Struggling to Innovate? Office Politics Are Probably Getting In the Way
Wed, 30 Jan 2019 09:00:00 -0800

Innovation is never easy, but it can be made even more difficult when an organization is rife with internal politics. Just two members on a team with conflicting agendas can lead a project astray and leave the rest of the team confused, frustrated and disengaged.

Office politics on their own can do some serious damage to a company. Given enough time, they can even become a part of the culture, affecting relationships and creating bottlenecks at every level, which is especially troubling in small businesses with only a handful of workers. In fact, turf wars, politics and lack of alignment topped the list of common obstacles to innovation, with 55 percent of surveyed leaders citing internal squabbling as the worst offender.

No quick fix

Unfortunately, there's no quick fix to office politics, especially when they relate to innovation. The only real solution comes from the top. It requires strong leadership and a clear communication strategy that instills the idea that both innovation and collaboration are requirements of every person's job.

This will certainly become a balancing act on your part. You can't very well stop team-wide initiatives until things are resolved. But you also can't barrel ahead without addressing the issue at hand. The goal here is to move forward with innovation while ensuring that all team members recognize the faith and trust you have in everyone involved.

This isn't to say people won't feel as if another employee is encroaching on their territory. Forrester found that 43 percent of businesses experience internal battles over ownership. That's why communication is so important to innovation – and keeping internal politics at bay, I should add.

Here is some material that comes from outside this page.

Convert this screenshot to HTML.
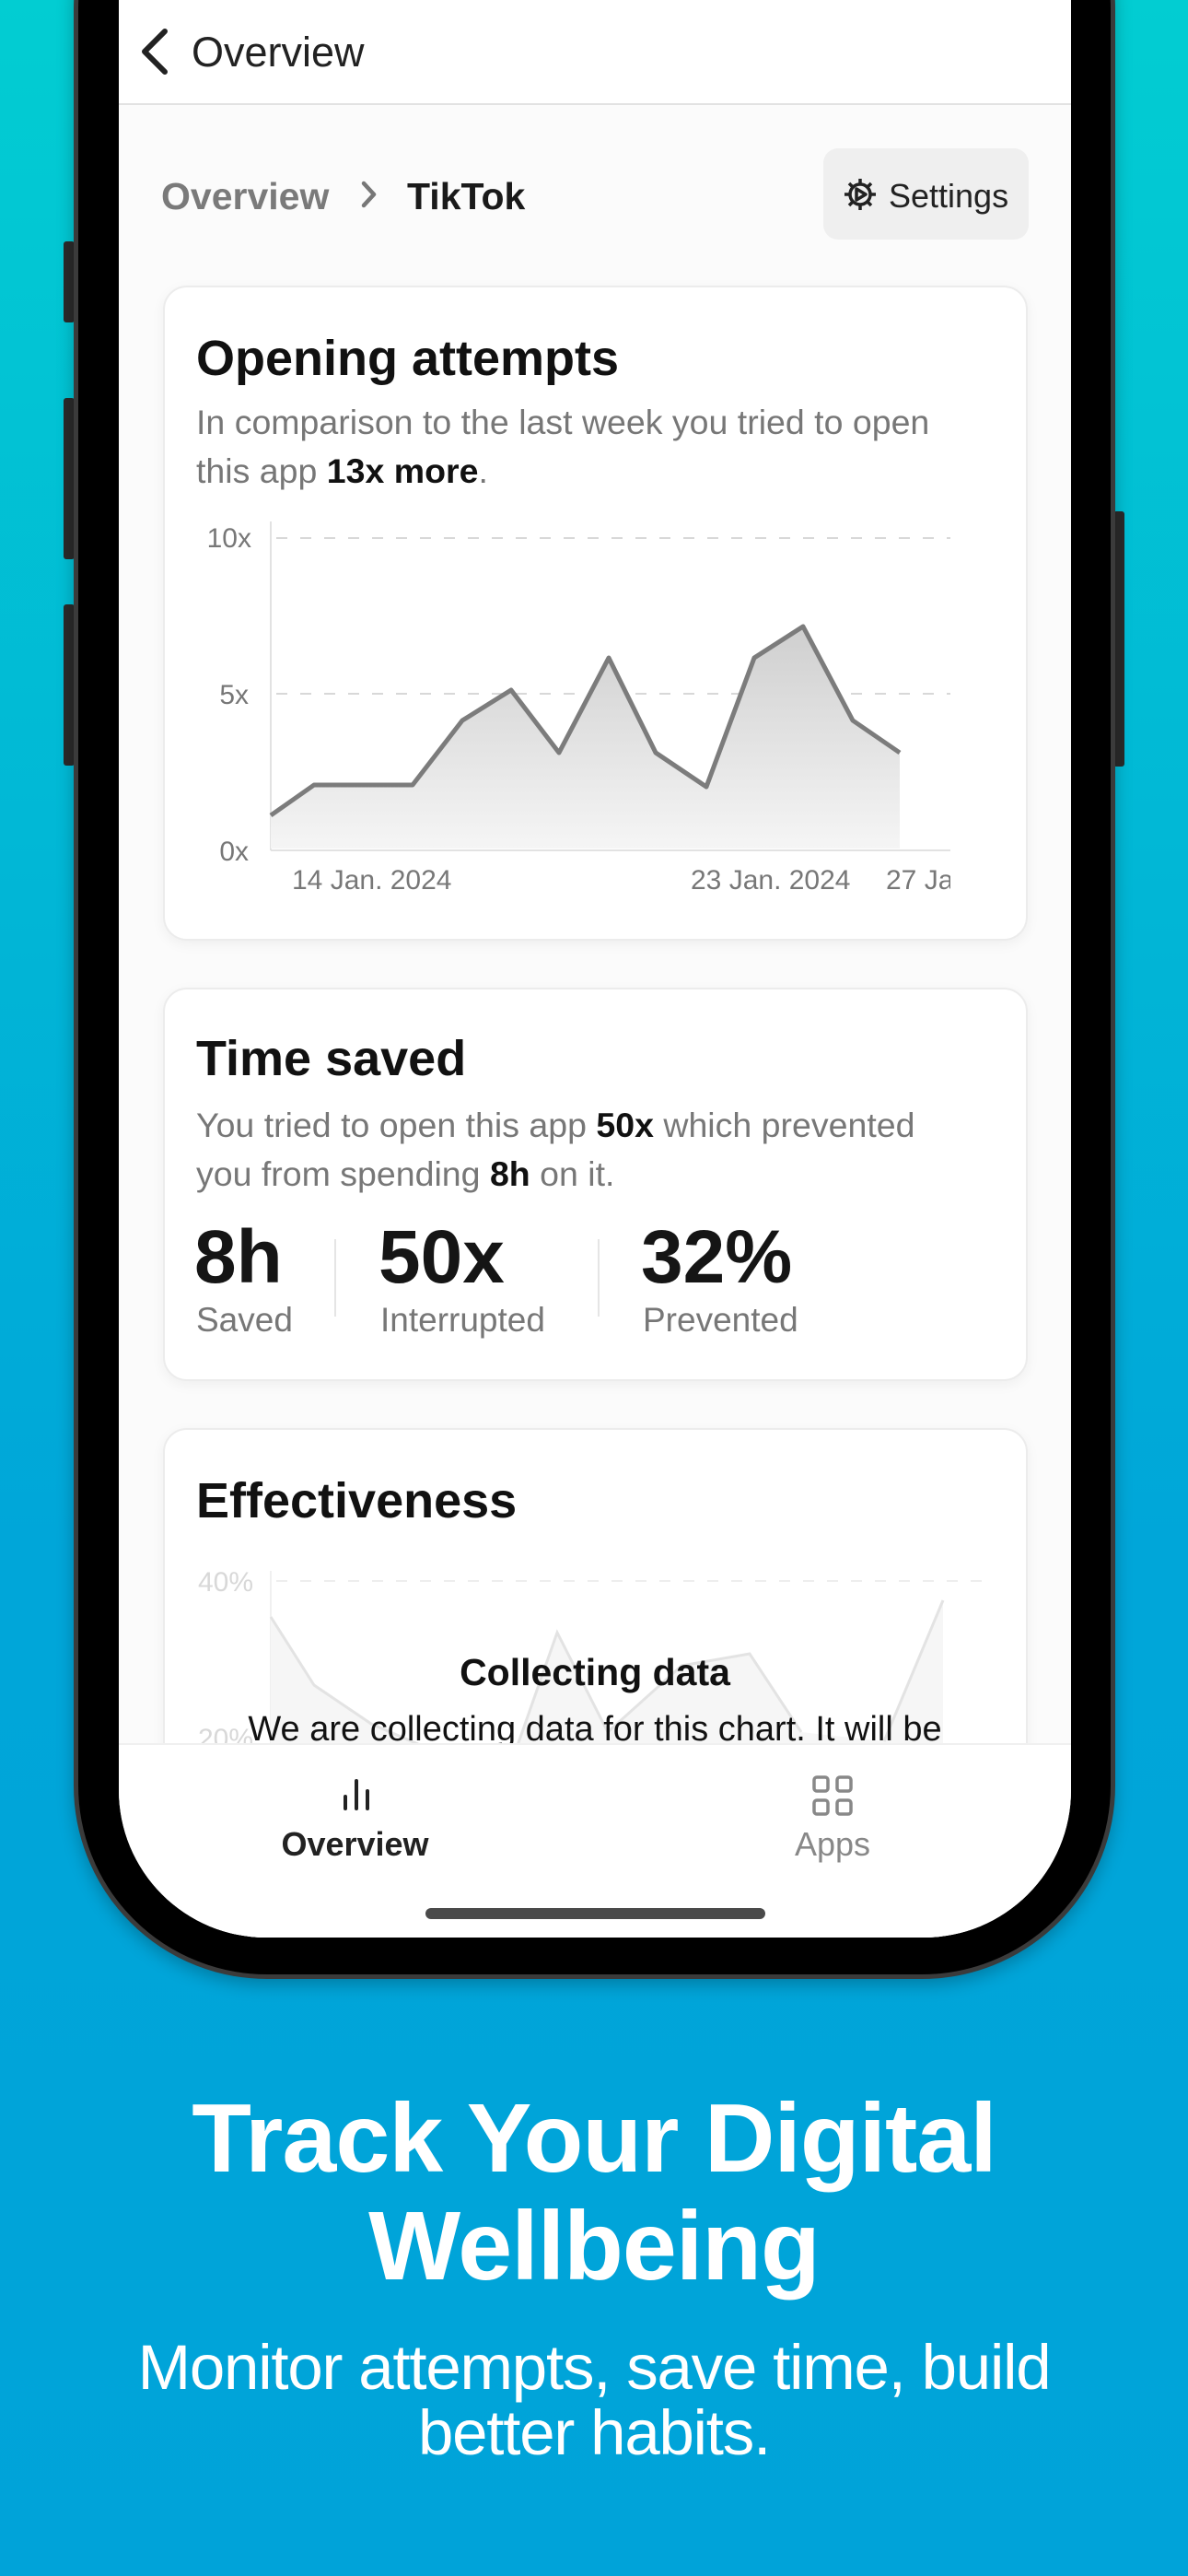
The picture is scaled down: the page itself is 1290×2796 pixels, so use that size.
<!DOCTYPE html>
<html><head><meta charset="utf-8">
<style>
*{margin:0;padding:0;box-sizing:border-box}
html,body{width:1290px;height:2796px;overflow:hidden}
body{position:relative;background:linear-gradient(180deg,#02cdd2 0%,#01b6d6 35%,#00a6d9 60%,#00a3d9 100%);font-family:"Liberation Sans",Arial,sans-serif}
.abs{position:absolute}
.t{position:absolute;white-space:nowrap;line-height:1.2}
.phone{left:80px;top:-200px;width:1131px;height:2348px;background:#000;border-radius:210px;border:5px solid #3b3b3b;box-shadow:0 6px 18px rgba(0,0,0,.25)}
.screen{left:129px;top:-200px;width:1034px;height:2303px;background:#fbfbfb;border-radius:160px;overflow:hidden}
.card{position:absolute;left:48px;width:939px;background:#fff;border:2px solid #ececec;border-radius:26px;box-shadow:0 4px 14px rgba(0,0,0,.05)}
.btn{position:absolute;background:#2a2a2a;border-radius:3px}
</style></head><body>
<div class="btn" style="left:69px;top:262px;width:12px;height:88px"></div>
<div class="btn" style="left:69px;top:432px;width:12px;height:175px"></div>
<div class="btn" style="left:69px;top:656px;width:12px;height:175px"></div>
<div class="btn" style="left:1209px;top:555px;width:12px;height:277px"></div>
<div class="abs phone"></div>
<div class="abs screen">
 <div style="position:absolute;left:0;top:200px;width:1034px;height:2103px">
  <div class="abs" style="left:0;top:-200px;width:1034px;height:314px;background:#fff;border-bottom:2px solid #e2e2e2"></div>
  <svg class="abs" style="left:20px;top:30px" width="36" height="52" viewBox="0 0 36 52"><path d="M30 4 L8 26 L30 48" fill="none" stroke="#222" stroke-width="6" stroke-linecap="round" stroke-linejoin="round"/></svg>
  <div class="t" style="left:79px;top:30px;font-size:45px;color:#222">Overview</div>
  <div class="t" style="left:46px;top:189px;font-size:41px;font-weight:bold;color:#7a7a7a">Overview</div>
  <svg class="abs" style="left:262px;top:196px" width="20" height="30" viewBox="0 0 20 30"><path d="M4 3 L15 15 L4 27" fill="none" stroke="#777" stroke-width="4.5" stroke-linecap="round" stroke-linejoin="round"/></svg>
  <div class="t" style="left:313px;top:189px;font-size:41px;font-weight:bold;color:#1a1a1a">TikTok</div>
  <div class="abs" style="left:765px;top:161px;width:223px;height:99px;background:#efefef;border-radius:16px"></div>
  <svg class="abs" style="left:786px;top:192px" width="38" height="38" viewBox="0 0 38 38"><g fill="none" stroke="#222" stroke-width="3.5"><circle cx="19" cy="19" r="11"/><path d="M19 2v6M19 30v6M2 19h6M30 19h6M7 7l4 4M27 27l4 4M31 7l-4 4M11 27l-4 4"/><path d="M15 13 L25 19 L15 25 Z" stroke-linejoin="round"/></g></svg>
  <div class="t" style="left:836px;top:191px;font-size:36px;color:#222">Settings</div>

  <div class="card" style="top:310px;height:711px"></div>
  <div class="t" style="left:84px;top:357px;font-size:54px;font-weight:bold;color:#111">Opening attempts</div>
  <div class="t" style="left:84px;top:432px;font-size:37.5px;color:#777;line-height:53px">In comparison to the last week you tried to open<br>this app <b style="color:#111">13x more</b>.</div>
  <svg class="abs" style="left:0;top:0;overflow:visible" width="1034" height="1100">
   <defs><linearGradient id="g1" x1="0" y1="0" x2="0" y2="1"><stop offset="0" stop-color="#cfcfcf"/><stop offset="1" stop-color="#f5f5f5"/></linearGradient></defs>
   <g transform="translate(-129,0)">
    <line x1="300" y1="584" x2="1032" y2="584" stroke="#d8d8d8" stroke-width="2" stroke-dasharray="12 14"/>
    <line x1="300" y1="753" x2="1032" y2="753" stroke="#d8d8d8" stroke-width="2" stroke-dasharray="12 14"/>
    <line x1="294" y1="566" x2="294" y2="923" stroke="#e2e2e2" stroke-width="2"/>
    <line x1="294" y1="923" x2="1032" y2="923" stroke="#e2e2e2" stroke-width="2"/>
    <path d="M294 885 L341 852 L448 852 L502 782 L555 749 L607 817 L661 714 L712 817 L767 854 L819 714 L872 680 L926 782 L977 817 L977 921 L294 921 Z" fill="url(#g1)"/>
    <path d="M294 885 L341 852 L448 852 L502 782 L555 749 L607 817 L661 714 L712 817 L767 854 L819 714 L872 680 L926 782 L977 817" fill="none" stroke="#7c7c7c" stroke-width="5" stroke-linejoin="round"/>
    <g font-family="Liberation Sans,Arial,sans-serif" font-size="30" fill="#777">
     <text x="273" y="594" text-anchor="end">10x</text>
     <text x="270" y="764" text-anchor="end">5x</text>
     <text x="270" y="934" text-anchor="end">0x</text>
     <text x="317" y="965">14 Jan. 2024</text>
     <text x="750" y="965">23 Jan. 2024</text>
    </g>
    <svg x="940" y="930" width="92" height="50"><text x="22" y="35" font-family="Liberation Sans,Arial,sans-serif" font-size="30" fill="#777">27 Jan</text></svg>
   </g>
  </svg>

  <div class="card" style="top:1072px;height:427px"></div>
  <div class="t" style="left:84px;top:1117px;font-size:54px;font-weight:bold;color:#111">Time saved</div>
  <div class="t" style="left:84px;top:1195px;font-size:37.5px;color:#777;line-height:53px">You tried to open this app <b style="color:#111">50x</b> which prevented<br>you from spending <b style="color:#111">8h</b> on it.</div>
  <div class="t" style="left:82px;top:1316px;font-size:82px;font-weight:bold;color:#151515">8h</div>
  <div class="t" style="left:84px;top:1411px;font-size:37px;color:#777">Saved</div>
  <div class="abs" style="left:234px;top:1345px;width:2px;height:84px;background:#e5e5e5"></div>
  <div class="t" style="left:282px;top:1316px;font-size:82px;font-weight:bold;color:#151515">50x</div>
  <div class="t" style="left:284px;top:1411px;font-size:37px;color:#777">Interrupted</div>
  <div class="abs" style="left:520px;top:1345px;width:2px;height:84px;background:#e5e5e5"></div>
  <div class="t" style="left:567px;top:1316px;font-size:82px;font-weight:bold;color:#151515">32%</div>
  <div class="t" style="left:569px;top:1411px;font-size:37px;color:#777">Prevented</div>

  <div class="card" style="top:1550px;height:600px"></div>
  <div class="t" style="left:84px;top:1597px;font-size:54px;font-weight:bold;color:#111">Effectiveness</div>
  <svg class="abs" style="left:0;top:0;overflow:visible" width="1034" height="1900">
   <g transform="translate(-129,0)">
    <line x1="300" y1="1716" x2="1070" y2="1716" stroke="#eee" stroke-width="2" stroke-dasharray="12 14"/>
    <line x1="294" y1="1705" x2="294" y2="1900" stroke="#f0f0f0" stroke-width="2"/>
    <path d="M294 1755 L341 1829 L403 1871 L470 1900 L560 1900 L605 1772 L660 1880 L740 1808 L814 1795 L870 1880 L960 1890 L1024 1737 L1024 1900 L294 1900 Z" fill="#f6f6f6"/>
    <path d="M294 1755 L341 1829 L403 1871 L470 1900 M560 1900 L605 1772 L660 1880 L740 1808 L814 1795 L870 1880 M960 1890 L1024 1737" fill="none" stroke="#e3e3e3" stroke-width="3"/>
    <text x="215" y="1727" font-family="Liberation Sans,Arial,sans-serif" font-size="30" fill="#d8d8d8">40%</text>
    <text x="215" y="1897" font-family="Liberation Sans,Arial,sans-serif" font-size="30" fill="#d8d8d8">20%</text>
   </g>
  </svg>
  <div class="t" style="left:0;width:1034px;text-align:center;top:1791px;font-size:41px;font-weight:bold;color:#111">Collecting data</div>
  <div class="t" style="left:0;width:1034px;text-align:center;top:1855px;font-size:38px;color:#111">We are collecting data for this chart. It will be</div>

  <div class="abs" style="left:0;top:1892px;width:1034px;height:220px;background:#fff;border-top:2px solid #f0f0f0"></div>
  <svg class="abs" style="left:240px;top:1930px" width="36" height="36" viewBox="0 0 36 36"><g stroke="#222" stroke-width="4" stroke-linecap="round"><path d="M6 20v13M18 3v30M30 14v19"/></g></svg>
  <div class="t" style="left:0;width:513px;text-align:center;top:1980px;font-size:36px;font-weight:bold;color:#222">Overview</div>
  <svg class="abs" style="left:752px;top:1926px" width="46" height="46" viewBox="0 0 46 46"><g fill="none" stroke="#888" stroke-width="3.5"><rect x="3" y="3" width="15" height="15" rx="3"/><rect x="28" y="3" width="15" height="15" rx="3"/><rect x="3" y="28" width="15" height="15" rx="3"/><rect x="28" y="28" width="15" height="15" rx="3"/></g></svg>
  <div class="t" style="left:690px;width:170px;text-align:center;top:1980px;font-size:36px;color:#888">Apps</div>
  <div class="abs" style="left:333px;top:2071px;width:369px;height:12px;border-radius:6px;background:#4a4a4a"></div>
 </div>
</div>

<div class="t" style="left:0;width:1290px;text-align:center;top:2263px;font-size:106px;font-weight:bold;color:#fff;line-height:117px;letter-spacing:-1px">Track Your Digital<br>Wellbeing</div>
<div class="t" style="left:0;width:1290px;text-align:center;top:2534px;font-size:69px;color:#fff;line-height:71px;letter-spacing:-1.2px">Monitor attempts, save time, build<br>better habits.</div>
</body></html>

As a small business leader, it's up to you to explain and define each team member's role and responsibility in the initiative. You want to be as transparent as possible about the project from the very start, and the following should help in creating a team equipped for innovation.

1. Keep it real. 

A team, no matter its size, can solve almost any problem when approaching it as a united front. But that's not possible until everyone grasps the current state. Don't gloss over the situation. Instead, be upfront and honest about what you hope to accomplish and why you hope to accomplish it – not to mention any potential hurdles along the way. If you present people the whole truth, they will feel your trust and rise to the occasion.

2. Relinquish control. 

You've no doubt developed some semblance of a plan. Like the truth, this should be shared. Once you reveal the objectives and parameters, give your team members the freedom to make decisions on their own. If you allow people to take ownership of a problem, the desire to arrive at a solution is, naturally, greater. In turn, your team will likely achieve the goals at a much faster rate – and within the set parameters, no less.

3. Listen. 

People will always be your greatest resource. Each member of your team brings a unique perspective to a situation – if they feel comfortable sharing it. Establish an environment where everyone feels heard. Encourage team members to share their thoughts on the challenges facing the business. You'll be amazed by many of the solutions brought to the table.

4. Get buy-in. 

Skepticism is inevitable, even with directives coming from the business owner or the boss. Again, this goes back to the environment you're trying to create, so it's important to be sensitive to people's concerns. Set aside some time for a one-on-one conversation. Make sure the naysayer feels heard by considering their perspective. At the same time, however, reiterate your expectations for participation. Innovation in all its forms should be a team effort.

If you're leading up an innovation effort within your team, understand that the only true means of resolving a process issue or challenge is to become an integrated team. The goal is to work together to produce a meaningful and innovative solution. Otherwise, the effort won't provide the anticipated results.